Years later, the Personette children found out about their parent’s bravery, for which Chester Personette received a Purple Heart, only after their parents' 50th wedding anniversary. Michael Personette had only heard the humorous side of the story: As Chester Personette was digging out his comrades, the box that held their excrement opened up and mixed with the dirt. After Chester Personette rescued his fellow soldiers, they discovered that he smelled really bad. He was able to wash up after the Russians found them, but because of some miscommunication, the Russians never cleaned his uniform. Chester Personette returned to the Americans with a week-old reek.

THE ARMY gave Chester Personette an honorable discharge, but with the war continuing, he re-enlisted. He was sent to Japan, and Mary Personette went with him. He continued to serve abroad through the Korean War, and came back stateside in 1958.

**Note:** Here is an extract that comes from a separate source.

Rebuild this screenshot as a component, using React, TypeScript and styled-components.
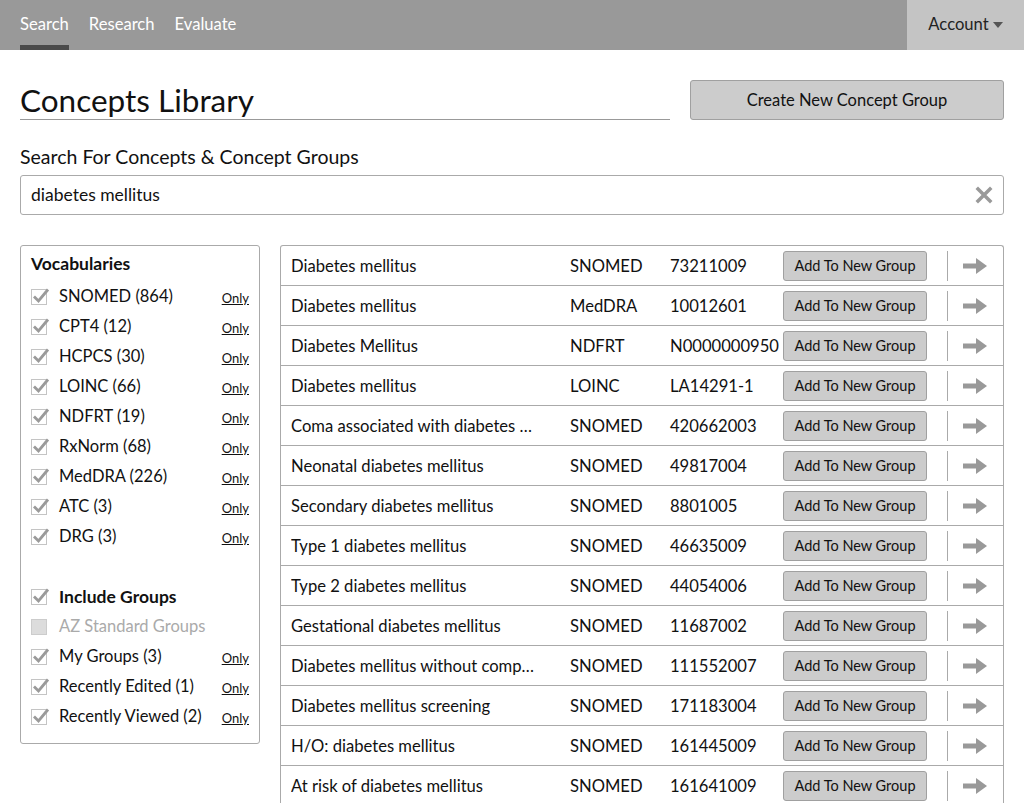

When Chester Personette was posted to work at the Pentagon, they settled in Vienna, where they lived until 1979. They kept busy raising their three boys and one girl.

"I knew how I felt toward our children," said Mary Personette about mothering, despite losing her mother at a young age. "Something would just sort of tell you, you don't do it this way, you do it that way."

In 1979, they moved to St. Mary's County, Md., where Chester Personette could be closer to his hobby of sailing. Mary Personette became his first mate, after she overcame her dislike of sailing. They named their second fishing boat "The Two Belles," after their two grandmothers, who both had "belle" in their names.

Last year, the couple moved to the Fairfax Nursing Home, where they currently live.

"We love each other a lot. We put our love first above everything. Love and laughter. You can laugh together, not necessarily big jokes, but just smile together," Mary Personette said.

TO CELEBRATE all their years together, the family decided a renewal of their vows would honor the couple. A nurse made the wedding cake and let Mary Personette borrow a wedding dress. Mary wore a wedding dress for the first time; when they were first married, she couldn't afford a dress.

The music included "Only Forever," which was their song.

"I thought I was smiling, but I was scared to death," said Mary Personette of her nervousness during the ceremony. "I felt, I've got to be gorgeous in this gown."

After the ceremony, as the two sat together in the nursing home's solarium last Thursday, Mary Personette sang a couple of lines of a song to her husband:

"Darling, I am growing old,

Silver threads among the gold

Shine upon my brow today;

Life is fading fast away;

But, my darling, you will be

Always young and fair to me."

Chester Personette smiled. Although his memory has been fading, he would never forget the years with his wife.

"Well, we made it this far," he said.

"We made it this far together," said Mary Personette.

"We certainly did," Chester Personette said.